How to Perform Missing Data Analysis Using EDA

Exploratory Data Analysis (EDA) is a critical first step in understanding and analyzing data, especially when dealing with missing values. Missing data can significantly impact the performance of machine learning models and statistical analyses if not handled properly. Performing a comprehensive missing data analysis during EDA helps in identifying patterns, understanding the nature and extent of missingness, and choosing appropriate imputation or treatment techniques.

Understanding Missing Data

Missing data occurs for various reasons such as data collection errors, non-responses, or system failures. In general, missing data is categorized into three types:

Missing Completely at Random (MCAR): The missingness has no relationship with any observed or unobserved data.
Missing at Random (MAR): The missingness is related to observed data but not the missing data itself.
Missing Not at Random (MNAR): The missingness is related to the unobserved or missing data.

Proper identification of the type of missingness helps in selecting the right technique to handle the data.

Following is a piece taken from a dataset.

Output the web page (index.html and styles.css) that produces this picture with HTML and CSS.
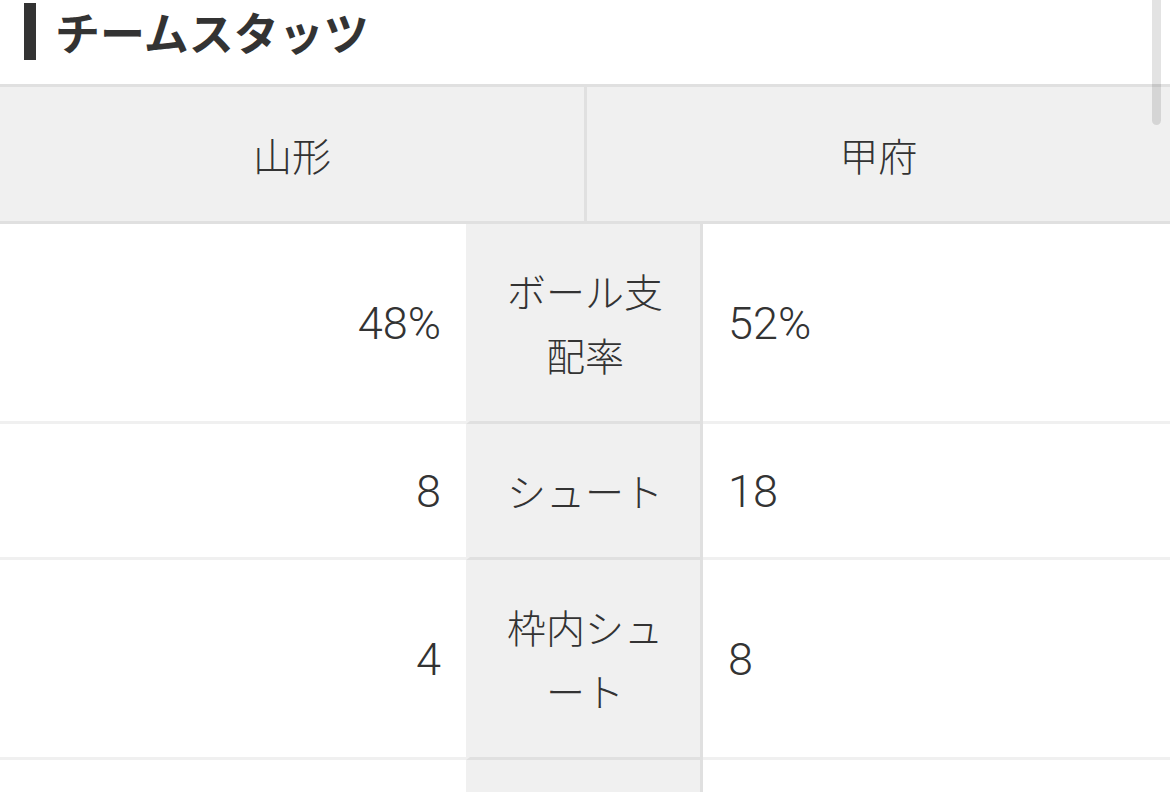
FILE: index.html
```html
<!DOCTYPE html>
<html lang="ja">
<head>
<meta charset="utf-8">
<title>チームスタッツ</title>
<link rel="stylesheet" href="styles.css">
</head>
<body>
<div class="page">
  <h2 class="heading"><span class="heading-text">チームスタッツ</span></h2>
  <div class="stats">
    <div class="teams">
      <div class="team team-home">山形</div>
      <div class="team">甲府</div>
    </div>
    <div class="row">
      <div class="val val-home">48%</div>
      <div class="label">ボール支配率</div>
      <div class="val val-away">52%</div>
    </div>
    <div class="row">
      <div class="val val-home">8</div>
      <div class="label">シュート</div>
      <div class="val val-away">18</div>
    </div>
    <div class="row">
      <div class="val val-home">4</div>
      <div class="label">枠内シュート</div>
      <div class="val val-away">8</div>
    </div>
    <div class="row">
      <div class="val val-home">&nbsp;</div>
      <div class="label">&nbsp;</div>
      <div class="val val-away">&nbsp;</div>
    </div>
  </div>
  <div class="scroll-thumb"></div>
</div>
</body>
</html>
```

FILE: styles.css
```css
* { box-sizing: border-box; }
html, body {
  margin: 0;
  padding: 0;
  height: 792px;
  overflow: hidden;
  background: #fff;
}
body {
  font-family: "Noto Sans CJK JP", sans-serif;
  color: #333;
}
.page {
  position: relative;
  width: 1170px;
  height: 792px;
  overflow: hidden;
}
.heading {
  display: flex;
  align-items: center;
  height: 57px;
  margin: 3px 0 24px;
  padding-left: 24px;
  font-size: 45px;
  font-weight: 700;
  color: #333;
}
.heading::before {
  content: "";
  width: 12px;
  height: 57px;
  background: #333;
  margin-right: 19px;
  flex: none;
}
.heading-text {
  line-height: 1;
}
.teams {
  display: grid;
  grid-template-columns: 587px 1fr;
  background: #f0f0f0;
  border-top: 3px solid #e0e0e0;
  border-bottom: 3px solid #e0e0e0;
}
.team {
  text-align: center;
  padding: 35px 0;
  font-size: 39px;
  font-weight: 300;
  line-height: 64px;
}
.team-home {
  border-right: 3px solid #e0e0e0;
}
.row {
  display: grid;
  grid-template-columns: 466px 237px 1fr;
}
.val {
  display: flex;
  align-items: center;
  font-family: "Roboto", "Noto Sans CJK JP", sans-serif;
  font-size: 45px;
  font-weight: 300;
  line-height: 64px;
  padding: 36px 25px 33px;
  border-bottom: 3px solid #f0f0f0;
}
.val-home { justify-content: flex-end; }
.val-away { justify-content: flex-start; }
.label {
  display: flex;
  align-items: center;
  justify-content: center;
  text-align: center;
  background: #f0f0f0;
  padding: 34px 22px 35px;
  font-size: 39px;
  font-weight: 300;
  line-height: 64px;
  border-left: 4px solid #f0f0f0;
  border-right: 3px solid #e0e0e0;
  border-bottom: 3px solid #e0e0e0;
}
.scroll-thumb {
  position: absolute;
  top: 0;
  left: 1152px;
  width: 9px;
  height: 125px;
  border-radius: 0 0 5px 5px;
  background: rgba(0, 0, 0, 0.11);
}
```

Step-by-Step Guide to Performing Missing Data Analysis Using EDA

1. Initial Data Inspection

Begin with loading the dataset and inspecting the structure of the data. Use tools like Pandas in Python or functions in R to get a basic overview:

Check the number of rows and columns
Identify column types
Look for obvious anomalies or irregularities

python
import pandas as pd

df = pd.read_csv("your_dataset.csv")
print(df.info())
print(df.head())

2. Identify Missing Values

Use functions to identify and summarize missing data in the dataset.

python
# Count missing values in each column
missing_counts = df.isnull().sum()

# Percentage of missing data
missing_percentage = (missing_counts / len(df)) * 100

# Combine into a single DataFrame
missing_data_summary = pd.DataFrame({
    'Missing Values': missing_counts,
    'Percentage': missing_percentage
}).sort_values(by='Percentage', ascending=False)

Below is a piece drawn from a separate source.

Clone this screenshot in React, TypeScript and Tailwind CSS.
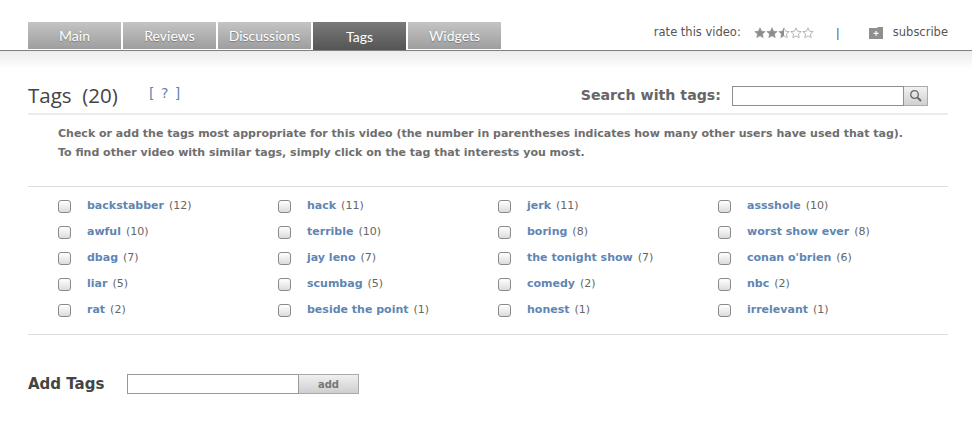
import React from "react";

const tags: [string, number][] = [
  ["backstabber", 12], ["hack", 11], ["jerk", 11], ["assshole", 10],
  ["awful", 10], ["terrible", 10], ["boring", 8], ["worst show ever", 8],
  ["dbag", 7], ["jay leno", 7], ["the tonight show", 7], ["conan o'brien", 6],
  ["liar", 5], ["scumbag", 5], ["comedy", 2], ["nbc", 2],
  ["rat", 2], ["beside the point", 1], ["honest", 1], ["irrelevant", 1],
];

const tabs = ["Main", "Reviews", "Discussions", "Tags", "Widgets"];

function Star({ fill }: { fill: "full" | "half" | "none" }) {
  const d = "M6 .8l1.5 3.4 3.7.4-2.8 2.4.8 3.6L6 8.8l-3.2 1.8.8-3.6L.8 4.6l3.7-.4z";
  return (
    <svg width="12" height="12" viewBox="0 0 12 12">
      <path d={d} fill="none" stroke="#a3a3a3" strokeWidth="0.8" />
      {fill === "full" && <path d={d} fill="#8c8c8c" />}
      {fill === "half" && <path d="M6 .8v8L2.8 10.6l.8-3.6L.8 4.6l3.7-.4z" fill="#8c8c8c" />}
    </svg>
  );
}

export default function App() {
  return (
    <div className="w-[972px] h-[424px] bg-white overflow-hidden font-['DejaVu_Sans',sans-serif] text-[#555]">
      <div className="pt-[22px] h-[51px] border-b border-[#808080] box-border flex justify-between px-[24px] pl-[28px]">
        <div className="flex gap-[2px] font-['Lato',sans-serif] text-[14px] text-white">
          {tabs.map((t) => (
            <div
              key={t}
              className={
                t === "Tags"
                  ? "w-[93px] h-[28px] flex items-center justify-center bg-gradient-to-b from-[#7a7a7a] to-[#555]"
                  : "w-[93px] h-[27px] flex items-center justify-center bg-gradient-to-b from-[#c4c4c4] to-[#9e9e9e] [text-shadow:0_1px_1px_#777]"
              }
            >
              {t}
            </div>
          ))}
        </div>
        <div className="flex items-center h-[21px] text-[11.5px] text-[#555]">
          <span className="-ml-[2px]">rate this video:</span>
          <span className="flex ml-[13px]">
            <Star fill="full" />
            <Star fill="full" />
            <Star fill="half" />
            <Star fill="none" />
            <Star fill="none" />
          </span>
          <span className="ml-[22px] font-['Liberation_Sans',sans-serif] text-[12px] w-[4px] text-center">|</span>
          <svg width="14" height="12" viewBox="0 0 14 12" className="ml-[29px]">
            <path d="M0 1h8l1-1h5v12H0z" fill="#8f8f8f" />
            <path d="M6.500 4h1.200v1.800h1.800V7H7.700v1.800H6.500V7H4.700V5.800h1.800z" fill="#fff" />
          </svg>
          <span className="ml-[10px]">subscribe</span>
        </div>
      </div>
      <div className="h-[18px] bg-gradient-to-b from-[#ececec] to-white" />

      <div className="mx-[24px] ml-[28px]">
        <div className="h-[46px] border-b-2 border-[#ececec] flex items-center pt-[9px] box-border">
          <span className="text-[20.5px] text-[#444] w-[121px] whitespace-pre -mt-[1px] font-['Open_Sans',sans-serif]">Tags  (20)</span>
          <span className="text-[14px] text-[#5c86b0] whitespace-pre tracking-[1px] -mt-[5px]">[ ? ]</span>
          <span className="ml-auto text-[14.2px] font-bold text-[#666]">Search with tags:</span>
          <div className="flex ml-[11px] mr-[20px] h-[20px]">
            <div className="w-[172px] border border-[#8f8f8f] bg-white" />
            <div className="w-[24px] border border-l-0 border-[#aaa] bg-gradient-to-b from-[#f2f2f2] to-[#d0d0d0] flex items-center justify-center">
              <svg width="13" height="13" viewBox="0 0 13 13" fill="none" stroke="#666" strokeWidth="1.3">
                <circle cx="5.500" cy="5.500" r="3.800" />
                <path d="M8.500 8.500l3.500 3.500" strokeWidth="1.800" />
              </svg>
            </div>
          </div>
        </div>

        <div className="pl-[30px] pt-[9px] text-[11px] font-bold leading-[19px] text-[#6e6e6e] whitespace-nowrap">
          <p>Check or add the tags most appropriate for this video (the number in parentheses indicates how many other users have used that tag).</p>
          <p>To find other video with similar tags, simply click on the tag that interests you most.</p>
        </div>

        <div className="mt-[24px] border-t border-b border-[#dcdcdc] h-[149px] box-border pt-[6px] pl-[30px] grid grid-cols-[220px_220px_220px_220px] auto-rows-[26px] text-[11px]">
          {tags.map(([name, n]) => (
            <div key={name} className="flex items-center whitespace-nowrap">
              <span className="w-[13px] h-[13px] rounded-[3px] border border-[#8a8a8a] bg-gradient-to-b from-white to-[#dcdcdc]" />
              <span className="ml-[16px] font-bold text-[#5f86b3]">{name}</span>
              <span className="ml-[5px] text-[#666]">({n})</span>
            </div>
          ))}
        </div>

        <div className="flex items-center mt-[38px]">
          <span className="text-[15px] font-bold text-[#444] w-[99px]">Add Tags</span>
          <div className="flex h-[20px]">
            <div className="w-[172px] border border-[#999] bg-white" />
            <div className="w-[60px] border border-l-0 border-[#aaa] bg-gradient-to-b from-[#f0f0f0] to-[#cfcfcf] flex items-center justify-center text-[10px] font-bold text-[#777]">
              add
            </div>
          </div>
        </div>
      </div>
    </div>
  );
}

print(missing_data_summary)

3. Visualizing Missing Data

Visualization helps to quickly understand the pattern of missingness across the dataset.

Heatmaps using seaborn or missingno
Bar plots showing percentage of missing data
Matrix plots for a pattern-based understanding

python
import seaborn as sns
import matplotlib.pyplot as plt
import missingno as msno

# Heatmap
msno.heatmap(df)
plt.show()

# Matrix plot
msno.matrix(df)
plt.show()

# Bar chart of missing values
msno.bar(df)
plt.show()

4. Explore Relationships with Other Variables

Investigate how the missing values are related to other variables in the dataset. This helps in determining if the data is MAR or MNAR.

python
# Check if missingness in one column correlates with values in another
df['missing_flag'] = df['target_column'].isnull().astype(int)
sns.boxplot(x='missing_flag', y='another_column', data=df)
plt.show()

Statistical tests such as chi-square for categorical variables or t-tests for numerical variables can be used to detect associations between missingness and observed data.

5. Pattern Recognition and Clustering

In complex datasets, missing data might exhibit patterns that can be grouped.

Use clustering algorithms to group similar patterns
Analyze missing value distribution across different categories

python
# Example: Check missing data by category
df.groupby('category_column').apply(lambda x: x.isnull().mean())

This step is helpful in segmenting the data and applying tailored imputation strategies for different segments.

6. Assessing the Impact of Missing Data

It’s important to understand how the missing data could affect the conclusions of your analysis. Techniques include:

Creating subsets with and without missing data
Running the same analyses on both subsets to see if results differ
Checking model accuracy with and without imputed values

This helps determine if the missing data introduces bias or instability.

7. Handling Missing Data

Once the nature and impact of missingness are understood, the next step is to decide how to handle it. Common strategies include:

a. Deletion Methods

Listwise Deletion: Remove rows with any missing values
Pairwise Deletion: Use all available data without deleting entire rows

b. Imputation Methods

Mean/Median/Mode Imputation: Simple and fast, best for MCAR
K-Nearest Neighbors (KNN): Finds similar instances and imputes based on them
Regression Imputation: Predict missing values using regression models
Multiple Imputation: Generates multiple possible values to replace the missing data
Interpolation: Suitable for time-series data

python
# Example: Mean imputation
df['column'] = df['column'].fillna(df['column'].mean())

Advanced techniques may use machine learning models like Random Forests or Autoencoders for imputation.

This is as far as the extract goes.